VICTORIA (NEWS 1130) — The province’s announcement Monday that health care workers will have to be immunized against COVID-19 did not come as a surprise to those working in the sector — still, some questions remain.
Dr. Bonnie Henry and Health Minister Adrian Dix said proof of vaccination will be required for workers, volunteers are contractors in acute and community care as of Oct. 26. This announcement follows a similar mandate for workers in long-term care and assisted living last month.
It’s something Doctors of BC has been pushing for, and comes as a relief for president Dr. Matthew Chow.
“Today’s announcement is welcome,” he says. “We’re really pleased to see that this now extends to all health authority facilities, in both the hospital and community sectors.”
Chow says the organization — whose members are 97 per cent vaccinated — have demonstrated their faith in the safety and efficacy of the vaccine.
“We do feel that it will increase the level of safety in our health care facilities.
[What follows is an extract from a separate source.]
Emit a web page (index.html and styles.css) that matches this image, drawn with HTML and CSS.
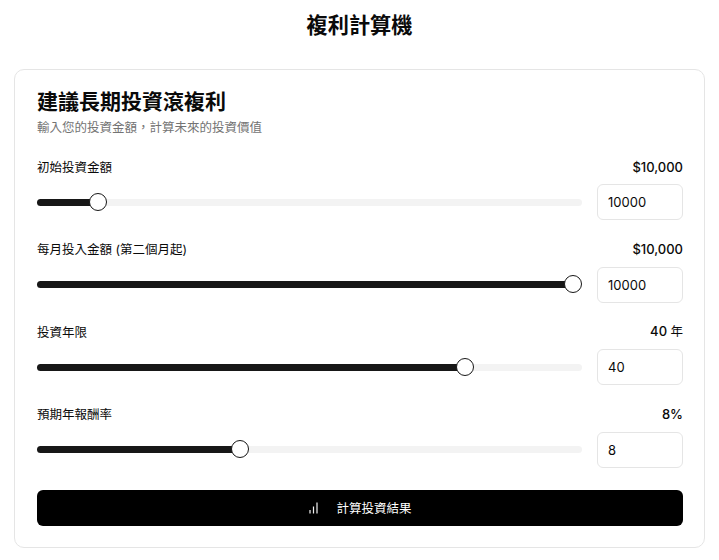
FILE: index.html
```html
<!DOCTYPE html>
<html lang="zh-Hant">
<head>
<meta charset="utf-8">
<title>複利計算機</title>
<link rel="stylesheet" href="styles.css">
</head>
<body>
<h1 class="page-title">複利計算機</h1>
<section class="card">
  <h2 class="card-title">建議長期投資滾複利</h2>
  <p class="card-sub">輸入您的投資金額&#xFF0C;計算未來的投資價值</p>
  <div class="fields">
    <div class="field">
      <div class="field-head"><span class="label">初始投資金額</span><span class="val">$10,000</span></div>
      <div class="field-row">
        <div class="slider"><div class="fill" style="width:61px"></div><div class="thumb" style="left:52px"></div></div>
        <input class="num" type="text" value="10000">
      </div>
    </div>
    <div class="field">
      <div class="field-head"><span class="label">每月投入金額 (第二個月起)</span><span class="val">$10,000</span></div>
      <div class="field-row">
        <div class="slider"><div class="fill" style="width:536px"></div><div class="thumb" style="left:527px"></div></div>
        <input class="num" type="text" value="10000">
      </div>
    </div>
    <div class="field">
      <div class="field-head"><span class="label">投資年限</span><span class="val">40 <span class="unit">年</span></span></div>
      <div class="field-row">
        <div class="slider"><div class="fill" style="width:428px"></div><div class="thumb" style="left:419px"></div></div>
        <input class="num" type="text" value="40">
      </div>
    </div>
    <div class="field">
      <div class="field-head"><span class="label">預期年報酬率</span><span class="val">8%</span></div>
      <div class="field-row">
        <div class="slider"><div class="fill" style="width:203px"></div><div class="thumb" style="left:194px"></div></div>
        <input class="num" type="text" value="8">
      </div>
    </div>
  </div>
  <button class="submit" type="button">
    <svg class="bars" width="12" height="12" viewBox="0 0 12 12" fill="none" stroke="currentColor" stroke-width="1.2"><path d="M2 11.5V8M5.5 11.5V4.5M9 11.5V0.5"/></svg>
    <span>計算投資結果</span>
  </button>
</section>
</body>
</html>
```
FILE: styles.css
```css
* { box-sizing: border-box; }
html, body { margin: 0; padding: 0; }
body {
  background: #fff;
  color: #0a0a0a;
  font-family: Inter, "Noto Sans CJK TC", "Noto Sans", sans-serif;
  padding: 0 14px;
  width: 719px;
  height: 560px;
  overflow: hidden;
}
.page-title {
  margin: 0;
  height: 69px;
  padding-top: 10px;
  font-size: 21.2px;
  line-height: 30px;
  font-weight: 700;
  text-align: center;
}
.card {
  width: 691px;
  height: 479px;
  border: 1px solid #e5e5e5;
  border-radius: 10px;
  padding: 17px 21px 0 22px;
}
.card-title {
  margin: 0;
  font-size: 21px;
  line-height: 30px;
  font-weight: 700;
}
.card-sub {
  margin: 2px 0 0;
  font-size: 12.5px;
  line-height: 18px;
  color: #737373;
}
.fields {
  margin-top: 21px;
  display: flex;
  flex-direction: column;
  gap: 20.6px;
}
.field-head {
  display: flex;
  justify-content: space-between;
  align-items: center;
  height: 18px;
  font-size: 12.5px;
  line-height: 18px;
}
.label { padding-top: 1px; }
.val { font-size: 13px; font-weight: 500; padding-bottom: 1px; }
.unit { font-size: 12.5px; font-weight: 400; }
.field-row {
  display: flex;
  align-items: center;
  gap: 15px;
  margin-top: 8px;
}
.slider {
  position: relative;
  flex: 1;
  height: 7px;
  border-radius: 4px;
  background: #f3f3f3;
}
.fill {
  height: 100%;
  border-radius: 4px;
  background: #171717;
}
.thumb {
  position: absolute;
  top: -6px;
  width: 18px;
  height: 18px;
  border-radius: 50%;
  border: 1.5px solid #171717;
  background: #fff;
}
.num {
  width: 86px;
  height: 36px;
  border: 1px solid #e5e5e5;
  border-radius: 6px;
  padding: 0 10px;
  font: inherit;
  font-size: 13px;
  color: #0a0a0a;
  background: #fff;
  outline: none;
}
.submit {
  margin-top: 22px;
  width: 100%;
  height: 36px;
  border: 0;
  border-radius: 6px;
  background: #000;
  color: #fff;
  font: inherit;
  font-size: 12.5px;
  font-weight: 400;
  display: flex;
  align-items: center;
  justify-content: center;
  gap: 16px;
}
.bars { color: #f0f0f0; }
```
There have been documented instances where unvaccinated staff have triggered outbreaks,” he explains.
“And of course, we as health care workers, deal with vulnerable individuals — people that are very ill people that are elderly, people that are immunocompromised, people who are on medications that compromise their immune system, and also young children who are too young to be vaccinated — any measures that can be taken that increase our mutual safety, including mandatory vaccinations, is welcome.”
The organization would also like to see mandatory vaccines in schools, and childcare settings, saying increasing overall rates is key to protecting people heading into the fall and winter.
The President of the BCGEU (BC General Employees’ Union) which represents about 23,000 workers in health care, says the details of the new order are not completely clear.
“We know that it is expanding to community health, where we have members, health science professionals we represent members in that sector as well. We have members in mental health and addictions, in supportive housing. Many, many of our members will be affected by the new order,” Stephanie Smith says.
“Which workers will be covered by these new expanded orders? If there is a legitimate exemption request, how will that be processed and what accommodations will be made for members who may have those legitimate exemptions? And I know our members are going to have a lot of questions too. How does this impact my work? What does this mean for me?”
Smith says the expansion of the mandate follows a pattern that has become familiar, where restrictions are first introduced at long-term care homes, where people are most vulnerable to serious illness and death, and gradually expanded. And she says she wouldn’t be surprised if more of her members are impacted in the future in setting like group homes for adults with developmental disabilities, provincial correctional institutions, and community social services.
Until the order takes effect, Smith says the union will focus on getting members the information they need, and making sure those who have grounds for an exemption are accommodated.
“The frustrating piece for our members, and something that I certainly hear from membership is — clarity. The more clear these orders are the far easier it is for people to follow them, and to make sure they’re in compliance,” she says.
“Our responsibility will be to make sure that we’re supporting our members as we go through this process.”
— BC Care Providers (@BCCareProviders) September 13, 2021
Meantime, Terry Lake the CEO of BC Care Providers’ Association, welcomes the new mandate.
“By providing a level playing field across these parts of the health care system, we can reduce much of the uncertainty operators and employees were facing under the previous order,” he writes in a statement.
“At BCCPA we are fully supportive of mandatory vaccination as a measure to keep the public safe and our health care system functioning well.”